Work through the listing below and count the lines that hold "full". Answer with the number alone.
>> begin
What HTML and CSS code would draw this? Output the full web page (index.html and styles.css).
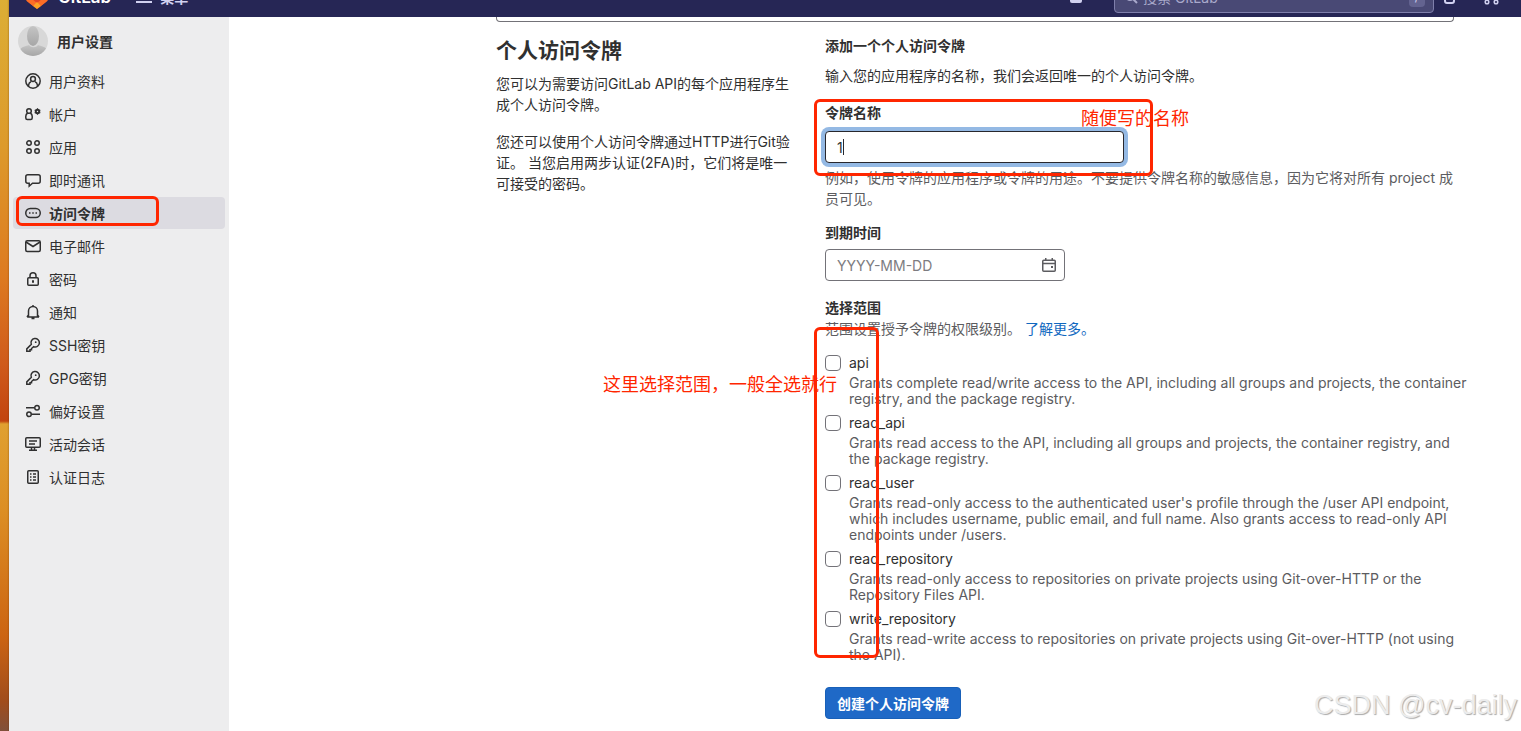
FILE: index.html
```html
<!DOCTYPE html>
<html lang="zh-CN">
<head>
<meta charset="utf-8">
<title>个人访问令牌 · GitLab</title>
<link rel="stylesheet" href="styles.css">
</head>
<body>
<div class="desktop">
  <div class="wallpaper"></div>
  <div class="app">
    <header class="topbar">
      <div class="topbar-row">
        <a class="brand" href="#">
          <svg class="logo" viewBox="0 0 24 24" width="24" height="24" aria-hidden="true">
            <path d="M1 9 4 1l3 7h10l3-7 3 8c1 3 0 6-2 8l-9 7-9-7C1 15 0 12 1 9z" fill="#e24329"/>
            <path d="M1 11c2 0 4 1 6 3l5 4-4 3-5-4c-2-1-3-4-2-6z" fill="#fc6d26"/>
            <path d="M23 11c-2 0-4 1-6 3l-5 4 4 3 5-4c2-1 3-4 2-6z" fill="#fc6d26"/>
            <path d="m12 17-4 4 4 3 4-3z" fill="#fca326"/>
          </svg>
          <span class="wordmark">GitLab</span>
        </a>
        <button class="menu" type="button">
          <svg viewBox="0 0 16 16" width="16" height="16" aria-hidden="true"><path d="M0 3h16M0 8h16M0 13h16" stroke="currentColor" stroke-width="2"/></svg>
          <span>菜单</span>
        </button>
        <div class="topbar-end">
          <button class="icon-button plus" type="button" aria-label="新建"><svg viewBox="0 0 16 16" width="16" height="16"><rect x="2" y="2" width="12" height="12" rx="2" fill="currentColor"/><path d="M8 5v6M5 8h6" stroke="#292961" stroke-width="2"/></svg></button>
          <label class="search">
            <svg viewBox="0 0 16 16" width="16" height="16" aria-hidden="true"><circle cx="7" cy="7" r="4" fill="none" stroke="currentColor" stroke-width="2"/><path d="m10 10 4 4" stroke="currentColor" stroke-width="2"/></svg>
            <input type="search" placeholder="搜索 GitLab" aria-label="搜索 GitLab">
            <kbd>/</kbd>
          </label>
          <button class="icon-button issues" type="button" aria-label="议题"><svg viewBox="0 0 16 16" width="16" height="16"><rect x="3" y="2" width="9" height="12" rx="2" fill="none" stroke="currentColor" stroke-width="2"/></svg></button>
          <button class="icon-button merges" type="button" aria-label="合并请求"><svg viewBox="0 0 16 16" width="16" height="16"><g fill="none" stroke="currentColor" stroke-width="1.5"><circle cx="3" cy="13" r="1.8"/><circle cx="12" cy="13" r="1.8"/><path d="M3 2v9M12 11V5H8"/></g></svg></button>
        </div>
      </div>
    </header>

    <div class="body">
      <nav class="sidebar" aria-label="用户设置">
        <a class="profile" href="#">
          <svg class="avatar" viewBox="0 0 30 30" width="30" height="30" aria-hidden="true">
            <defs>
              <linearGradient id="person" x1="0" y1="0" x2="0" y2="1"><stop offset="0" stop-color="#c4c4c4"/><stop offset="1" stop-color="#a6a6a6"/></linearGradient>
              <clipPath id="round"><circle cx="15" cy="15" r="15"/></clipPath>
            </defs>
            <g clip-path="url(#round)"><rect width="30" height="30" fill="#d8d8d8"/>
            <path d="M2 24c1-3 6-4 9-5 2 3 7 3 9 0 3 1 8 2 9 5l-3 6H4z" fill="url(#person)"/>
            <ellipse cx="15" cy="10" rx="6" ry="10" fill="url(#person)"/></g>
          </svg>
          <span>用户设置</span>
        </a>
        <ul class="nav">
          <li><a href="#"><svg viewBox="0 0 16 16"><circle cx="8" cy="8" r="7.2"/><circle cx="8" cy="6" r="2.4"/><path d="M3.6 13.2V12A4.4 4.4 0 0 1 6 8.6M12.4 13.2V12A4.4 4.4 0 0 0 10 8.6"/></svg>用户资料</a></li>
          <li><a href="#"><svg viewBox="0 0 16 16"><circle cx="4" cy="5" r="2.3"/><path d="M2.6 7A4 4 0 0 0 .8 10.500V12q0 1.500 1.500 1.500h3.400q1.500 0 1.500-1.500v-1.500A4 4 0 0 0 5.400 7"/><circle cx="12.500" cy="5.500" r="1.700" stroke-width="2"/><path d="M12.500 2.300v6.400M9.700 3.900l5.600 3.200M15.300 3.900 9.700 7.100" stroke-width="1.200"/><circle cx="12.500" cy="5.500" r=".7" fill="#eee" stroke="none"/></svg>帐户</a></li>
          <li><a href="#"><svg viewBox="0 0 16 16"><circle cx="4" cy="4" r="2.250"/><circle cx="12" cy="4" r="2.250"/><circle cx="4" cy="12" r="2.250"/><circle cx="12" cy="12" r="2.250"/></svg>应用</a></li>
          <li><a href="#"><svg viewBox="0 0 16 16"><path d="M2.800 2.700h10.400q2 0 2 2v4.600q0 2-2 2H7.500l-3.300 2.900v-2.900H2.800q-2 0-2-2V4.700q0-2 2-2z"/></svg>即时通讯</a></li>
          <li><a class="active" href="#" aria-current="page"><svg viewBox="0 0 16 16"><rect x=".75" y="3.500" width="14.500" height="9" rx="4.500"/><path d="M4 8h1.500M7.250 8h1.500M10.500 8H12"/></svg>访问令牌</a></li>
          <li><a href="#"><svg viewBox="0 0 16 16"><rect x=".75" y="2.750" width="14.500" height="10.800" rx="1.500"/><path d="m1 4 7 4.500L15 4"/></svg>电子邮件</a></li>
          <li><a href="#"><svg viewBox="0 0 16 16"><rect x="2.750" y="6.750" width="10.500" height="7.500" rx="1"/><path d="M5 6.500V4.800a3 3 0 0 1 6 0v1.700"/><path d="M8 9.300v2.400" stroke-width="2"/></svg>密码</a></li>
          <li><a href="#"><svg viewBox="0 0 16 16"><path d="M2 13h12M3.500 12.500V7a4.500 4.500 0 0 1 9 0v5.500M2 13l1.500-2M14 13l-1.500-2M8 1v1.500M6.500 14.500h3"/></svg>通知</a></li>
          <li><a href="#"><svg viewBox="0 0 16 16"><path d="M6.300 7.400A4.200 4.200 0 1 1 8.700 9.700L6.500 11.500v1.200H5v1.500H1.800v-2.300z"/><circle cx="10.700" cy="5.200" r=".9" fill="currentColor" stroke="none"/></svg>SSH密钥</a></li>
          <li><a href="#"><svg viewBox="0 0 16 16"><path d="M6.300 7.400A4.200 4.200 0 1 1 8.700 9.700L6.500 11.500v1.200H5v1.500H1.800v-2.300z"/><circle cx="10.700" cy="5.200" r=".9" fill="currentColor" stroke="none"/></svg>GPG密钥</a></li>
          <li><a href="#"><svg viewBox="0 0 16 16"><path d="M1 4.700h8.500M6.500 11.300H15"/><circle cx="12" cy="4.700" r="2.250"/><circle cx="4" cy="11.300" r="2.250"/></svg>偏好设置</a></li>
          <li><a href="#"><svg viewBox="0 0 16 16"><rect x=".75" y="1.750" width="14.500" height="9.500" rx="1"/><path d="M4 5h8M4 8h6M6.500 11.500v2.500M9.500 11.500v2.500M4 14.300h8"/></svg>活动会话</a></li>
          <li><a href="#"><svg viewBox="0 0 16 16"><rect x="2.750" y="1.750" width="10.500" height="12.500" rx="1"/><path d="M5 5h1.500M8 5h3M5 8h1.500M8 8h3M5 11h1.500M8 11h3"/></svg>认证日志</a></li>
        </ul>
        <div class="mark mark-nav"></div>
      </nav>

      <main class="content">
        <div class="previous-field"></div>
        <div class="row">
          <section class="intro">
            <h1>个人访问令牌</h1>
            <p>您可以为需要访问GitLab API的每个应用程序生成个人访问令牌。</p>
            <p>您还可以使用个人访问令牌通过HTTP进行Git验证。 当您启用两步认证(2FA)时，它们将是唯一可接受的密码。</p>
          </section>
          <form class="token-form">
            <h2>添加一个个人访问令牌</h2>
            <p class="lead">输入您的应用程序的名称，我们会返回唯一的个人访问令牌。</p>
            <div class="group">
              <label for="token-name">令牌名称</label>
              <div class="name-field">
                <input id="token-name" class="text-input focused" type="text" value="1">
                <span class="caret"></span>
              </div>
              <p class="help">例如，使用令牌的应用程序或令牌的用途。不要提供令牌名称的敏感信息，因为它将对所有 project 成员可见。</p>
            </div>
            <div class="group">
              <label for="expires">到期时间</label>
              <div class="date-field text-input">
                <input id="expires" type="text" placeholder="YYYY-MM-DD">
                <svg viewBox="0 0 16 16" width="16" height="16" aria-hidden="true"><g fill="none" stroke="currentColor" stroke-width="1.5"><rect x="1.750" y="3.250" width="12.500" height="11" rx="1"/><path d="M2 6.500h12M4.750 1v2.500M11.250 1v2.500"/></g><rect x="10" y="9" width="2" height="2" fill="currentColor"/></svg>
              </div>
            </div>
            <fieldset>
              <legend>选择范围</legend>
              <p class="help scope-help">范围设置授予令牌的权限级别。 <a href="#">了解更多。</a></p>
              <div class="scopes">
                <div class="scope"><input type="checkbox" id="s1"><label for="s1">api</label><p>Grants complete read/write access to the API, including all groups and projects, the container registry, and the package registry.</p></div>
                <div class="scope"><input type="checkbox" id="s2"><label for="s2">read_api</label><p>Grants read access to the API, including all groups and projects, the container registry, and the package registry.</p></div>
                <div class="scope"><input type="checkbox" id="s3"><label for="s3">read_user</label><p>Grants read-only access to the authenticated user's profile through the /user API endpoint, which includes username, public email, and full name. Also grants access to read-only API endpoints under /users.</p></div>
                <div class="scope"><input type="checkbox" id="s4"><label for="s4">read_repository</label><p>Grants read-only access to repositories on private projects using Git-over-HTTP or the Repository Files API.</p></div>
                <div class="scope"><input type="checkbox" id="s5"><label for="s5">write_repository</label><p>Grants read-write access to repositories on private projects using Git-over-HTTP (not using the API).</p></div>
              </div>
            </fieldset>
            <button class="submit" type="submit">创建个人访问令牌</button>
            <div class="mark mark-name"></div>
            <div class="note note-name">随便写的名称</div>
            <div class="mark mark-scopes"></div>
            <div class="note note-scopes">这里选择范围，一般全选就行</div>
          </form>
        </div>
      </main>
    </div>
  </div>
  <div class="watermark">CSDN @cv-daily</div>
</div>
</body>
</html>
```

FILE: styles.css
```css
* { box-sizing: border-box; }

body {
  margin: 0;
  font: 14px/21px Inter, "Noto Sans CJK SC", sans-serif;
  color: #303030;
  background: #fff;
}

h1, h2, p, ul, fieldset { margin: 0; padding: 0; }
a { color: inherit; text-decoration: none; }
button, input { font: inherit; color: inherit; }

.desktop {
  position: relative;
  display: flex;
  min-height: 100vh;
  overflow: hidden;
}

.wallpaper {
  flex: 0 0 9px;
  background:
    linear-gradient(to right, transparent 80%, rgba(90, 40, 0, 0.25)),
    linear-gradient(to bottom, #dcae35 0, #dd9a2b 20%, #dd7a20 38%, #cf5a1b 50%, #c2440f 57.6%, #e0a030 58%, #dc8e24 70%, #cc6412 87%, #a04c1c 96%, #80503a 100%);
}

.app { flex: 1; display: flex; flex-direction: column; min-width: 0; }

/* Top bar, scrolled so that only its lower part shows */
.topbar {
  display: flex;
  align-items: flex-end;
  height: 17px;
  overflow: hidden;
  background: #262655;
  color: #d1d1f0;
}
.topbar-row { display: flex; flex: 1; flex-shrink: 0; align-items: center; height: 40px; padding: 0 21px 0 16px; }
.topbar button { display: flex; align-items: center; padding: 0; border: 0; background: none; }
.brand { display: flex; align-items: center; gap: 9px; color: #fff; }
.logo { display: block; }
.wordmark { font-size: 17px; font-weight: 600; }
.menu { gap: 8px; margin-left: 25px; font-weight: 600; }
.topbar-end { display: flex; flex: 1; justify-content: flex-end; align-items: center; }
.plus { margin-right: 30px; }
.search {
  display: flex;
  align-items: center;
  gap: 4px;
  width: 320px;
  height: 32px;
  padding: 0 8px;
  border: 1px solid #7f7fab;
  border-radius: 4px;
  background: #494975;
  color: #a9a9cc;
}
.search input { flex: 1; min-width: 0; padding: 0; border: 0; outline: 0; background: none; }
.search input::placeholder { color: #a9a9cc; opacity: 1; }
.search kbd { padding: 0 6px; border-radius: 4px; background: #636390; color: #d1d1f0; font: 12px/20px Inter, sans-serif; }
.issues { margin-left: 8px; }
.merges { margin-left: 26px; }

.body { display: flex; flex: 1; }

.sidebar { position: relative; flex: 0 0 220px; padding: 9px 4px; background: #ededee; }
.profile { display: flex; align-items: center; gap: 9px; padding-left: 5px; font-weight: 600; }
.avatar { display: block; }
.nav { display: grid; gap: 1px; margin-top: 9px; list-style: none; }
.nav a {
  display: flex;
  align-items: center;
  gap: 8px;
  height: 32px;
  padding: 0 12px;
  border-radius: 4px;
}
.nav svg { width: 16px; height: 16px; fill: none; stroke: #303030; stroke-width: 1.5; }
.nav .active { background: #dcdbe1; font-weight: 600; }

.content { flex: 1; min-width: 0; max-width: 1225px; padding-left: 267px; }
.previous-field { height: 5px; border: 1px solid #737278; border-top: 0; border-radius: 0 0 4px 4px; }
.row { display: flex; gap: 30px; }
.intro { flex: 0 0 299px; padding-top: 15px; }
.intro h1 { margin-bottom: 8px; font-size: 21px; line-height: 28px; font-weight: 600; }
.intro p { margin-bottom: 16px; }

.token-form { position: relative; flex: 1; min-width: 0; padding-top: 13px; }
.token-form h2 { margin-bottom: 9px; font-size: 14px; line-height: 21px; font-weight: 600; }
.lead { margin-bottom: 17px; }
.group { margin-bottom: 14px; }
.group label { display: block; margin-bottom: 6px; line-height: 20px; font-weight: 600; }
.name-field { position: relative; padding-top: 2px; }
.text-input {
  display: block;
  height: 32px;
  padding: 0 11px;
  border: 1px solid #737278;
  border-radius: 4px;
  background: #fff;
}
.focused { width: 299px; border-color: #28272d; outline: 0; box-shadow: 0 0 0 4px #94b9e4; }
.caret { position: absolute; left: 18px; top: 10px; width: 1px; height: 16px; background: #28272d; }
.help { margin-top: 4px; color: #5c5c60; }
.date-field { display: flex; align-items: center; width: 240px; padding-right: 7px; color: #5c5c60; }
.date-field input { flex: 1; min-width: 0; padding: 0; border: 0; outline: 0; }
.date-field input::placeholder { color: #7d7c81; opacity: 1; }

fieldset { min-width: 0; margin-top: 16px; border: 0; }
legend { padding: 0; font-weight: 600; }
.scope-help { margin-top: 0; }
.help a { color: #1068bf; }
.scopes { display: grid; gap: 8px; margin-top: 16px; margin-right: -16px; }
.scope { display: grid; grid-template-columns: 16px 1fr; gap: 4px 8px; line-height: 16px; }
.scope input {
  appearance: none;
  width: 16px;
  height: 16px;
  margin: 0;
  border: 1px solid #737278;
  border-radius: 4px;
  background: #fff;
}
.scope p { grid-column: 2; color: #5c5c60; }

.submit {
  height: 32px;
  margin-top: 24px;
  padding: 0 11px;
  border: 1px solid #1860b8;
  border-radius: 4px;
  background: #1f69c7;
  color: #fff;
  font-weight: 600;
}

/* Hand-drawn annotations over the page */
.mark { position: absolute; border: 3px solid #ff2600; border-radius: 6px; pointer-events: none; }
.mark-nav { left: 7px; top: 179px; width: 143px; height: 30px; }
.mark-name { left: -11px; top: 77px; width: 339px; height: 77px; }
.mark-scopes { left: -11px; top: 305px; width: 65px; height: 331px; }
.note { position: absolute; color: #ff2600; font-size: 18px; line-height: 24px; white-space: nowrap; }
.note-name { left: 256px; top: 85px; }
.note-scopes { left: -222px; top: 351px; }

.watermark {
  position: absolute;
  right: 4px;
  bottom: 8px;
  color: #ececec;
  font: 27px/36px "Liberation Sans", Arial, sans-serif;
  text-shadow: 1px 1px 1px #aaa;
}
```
>> end
**Solution:**
2